To merge these two tables, we simple concatenate them. It couldn't be simpler.

Wait, this looks kinda familiar...

RDF

These tables are pretty much in RDF format. You just have to squint a little!

  • sw_id == subject
  • property == predicate
  • value == object

Each row of the table is a subject-predicate-object triple. Our subjects, predicates, and some objects are URLs. We also have some literal objects. We could turn this table directly into Turtle format with a little SQL magic (basically just concatenating strings):

SELECT "@prefix sw: <http://example.com/sw_> ."
UNION ALL
SELECT ""
UNION ALL
SELECT
   sw_id
|| " "
|| property
|| " "
|| IF(
     INSTR(value, ":"),
     value,                -- CURIE
     """" || value || """" -- literal
   )
|| " ."
FROM triple_table;

The first few lines will look like this:

@prefix sw: <http://example.com/sw_> .

sw:1 sw:first_name "Luke" .
sw:2 sw:first_name "Leia" .
sw:3 sw:first_name "Darth" .
sw:4 sw:first_name "Han" .

Two things we're missing from RDF are language tagged literals and typed literals. We also haven't used any blank nodes in our triple table. These are easy enough to add.

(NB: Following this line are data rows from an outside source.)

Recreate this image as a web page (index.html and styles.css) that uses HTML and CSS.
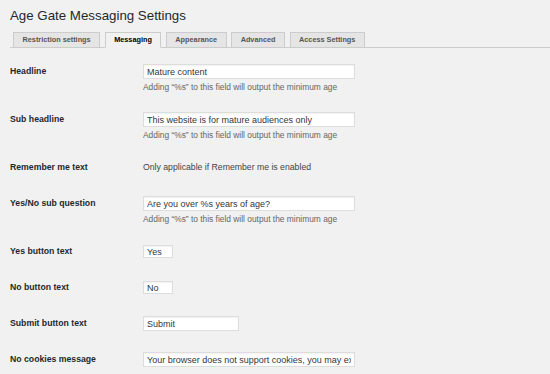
FILE: index.html
```html
<!DOCTYPE html>
<html lang="en">
<head>
<meta charset="utf-8">
<title>Age Gate Messaging Settings</title>
<link rel="stylesheet" href="styles.css">
</head>
<body>
<div class="wrap">
  <h1 class="page-title">Age Gate Messaging Settings</h1>
  <nav class="tabs">
    <a class="tab">Restriction settings</a>
    <a class="tab active">Messaging</a>
    <a class="tab">Appearance</a>
    <a class="tab">Advanced</a>
    <a class="tab">Access Settings</a>
  </nav>
  <form class="form">
    <div class="row">
      <label class="label">Headline</label>
      <div class="field">
        <div class="control"><input class="input wide" type="text" value="Mature content"></div>
        <p class="help">Adding “%s” to this field will output the minimum age</p>
      </div>
    </div>
    <div class="row">
      <label class="label">Sub headline</label>
      <div class="field">
        <div class="control"><input class="input wide" type="text" value="This website is for mature audiences only"></div>
        <p class="help">Adding “%s” to this field will output the minimum age</p>
      </div>
    </div>
    <div class="row">
      <label class="label">Remember me text</label>
      <div class="field">
        <div class="control"><span class="note">Only applicable if Remember me is enabled</span></div>
      </div>
    </div>
    <div class="row">
      <label class="label">Yes/No sub question</label>
      <div class="field">
        <div class="control"><input class="input wide" type="text" value="Are you over %s years of age?"></div>
        <p class="help">Adding “%s” to this field will output the minimum age</p>
      </div>
    </div>
    <div class="row">
      <label class="label">Yes button text</label>
      <div class="field">
        <div class="control"><input class="input tiny" type="text" value="Yes"></div>
      </div>
    </div>
    <div class="row">
      <label class="label">No button text</label>
      <div class="field">
        <div class="control"><input class="input tiny" type="text" value="No"></div>
      </div>
    </div>
    <div class="row">
      <label class="label">Submit button text</label>
      <div class="field">
        <div class="control"><input class="input medium" type="text" value="Submit"></div>
      </div>
    </div>
    <div class="row">
      <label class="label">No cookies message</label>
      <div class="field">
        <div class="control"><input class="input wide" type="text" value="Your browser does not support cookies, you may experience problems entering this site"></div>
      </div>
    </div>
  </form>
</div>
</body>
</html>
```

FILE: styles.css
```css
html, body {
  margin: 0;
  padding: 0;
  background: #f1f1f1;
}

body {
  font-family: "Liberation Sans", Arial, sans-serif;
  color: #23282d;
}

.wrap {
  padding-left: 10px;
}

.page-title {
  margin: 7px 0 0;
  font-size: 13.3px;
  line-height: 18px;
  font-weight: normal;
  color: #23282d;
}

.tabs {
  display: flex;
  gap: 4.5px;
  margin-top: 7px;
  padding-left: 3px;
  border-bottom: 1px solid #cccccc;
}

.tab {
  display: block;
  padding: 0 8.5px;
  margin-bottom: -1px;
  border: 1px solid #cccccc;
  background: #e5e5e5;
  color: #555555;
  font-size: 7.3px;
  font-weight: bold;
  line-height: 14px;
  white-space: nowrap;
}

.tab.active {
  background: #f1f1f1;
  border-bottom-color: #f1f1f1;
  color: #000000;
}

.form {
  padding-top: 5.5px;
}

.row {
  display: flex;
  padding: 10.5px 0;
}

.label {
  width: 133px;
  flex: none;
  font-size: 8.7px;
  font-weight: bold;
  line-height: 15px;
  color: #23282d;
}

.field {
  display: flex;
  flex-direction: column;
}

.control {
  height: 15px;
  display: flex;
  align-items: center;
}

.input {
  box-sizing: border-box;
  margin: 0;
  padding: 0 3px;
  border: 1px solid #dddddd;
  background: #ffffff;
  box-shadow: inset 0 1px 2px rgba(0, 0, 0, 0.06);
  font-family: "Liberation Sans", Arial, sans-serif;
  font-size: 9px;
  color: #32373c;
  outline: none;
}

.input.wide {
  width: 212px;
  height: 15px;
}

.input.medium {
  width: 96px;
  height: 15px;
}

.input.tiny {
  width: 30px;
  height: 12.5px;
}

.note {
  font-size: 8.7px;
  line-height: 15px;
  color: #444444;
}

.help {
  margin: 4.5px 0 0;
  font-size: 8.4px;
  line-height: 7.5px;
  color: #666666;
  white-space: nowrap;
}
```
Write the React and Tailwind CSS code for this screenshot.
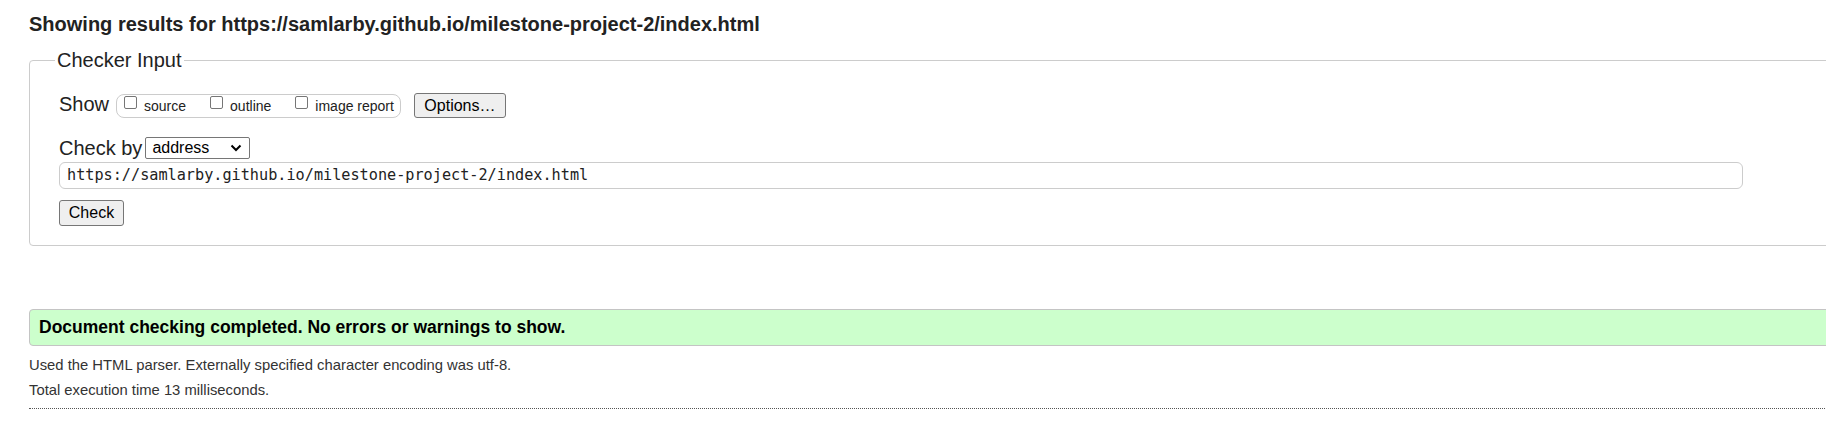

The biggest thing that's different about RDF is that it uses the "open-world assumption", so something may be true even though we don't have a triple asserting that it's true. The open-world assumption is a better fit than the closed-world assumption when we're integrating data on the Web.

Conclusion

Tables are great! We use them all the time, they're strong and rigid, and we're comfortable with them.

RDF, on the other hand, looks strange at first. For most common data processing, RDF is too flexible. But sometimes flexiblity is the most important thing.

The greatest strength of tables is their rigid structure, but that's also their greatest weakness. We saw a number of problems with tables, and how they could be overcome by breaking tables apart into smaller tables, until we got down to the most basic pattern: subject-predicate-object. Step by step, we were pushed toward RDF.

Merging tables is particularly painful. When working with data on the Web, merging is one of the most common and important operations, and so it makes sense to use RDF for these tasks. If self-joins with SQL is the worst problem for EAV tables, then SPARQL solves it.

These examples show that it's not really very hard to convert tables to triples. And once you've seen SPARQL, the RDF query language, you've seen one good way to convert triples to tables: SPARQL SELECT results are just tables!

Since it's straightforward to convert tables to triples and back again, make sure to use the right tool for the right job. When you need to merge heterogeneous data, reach for triples. For most other data processing tasks, use tables. They're great!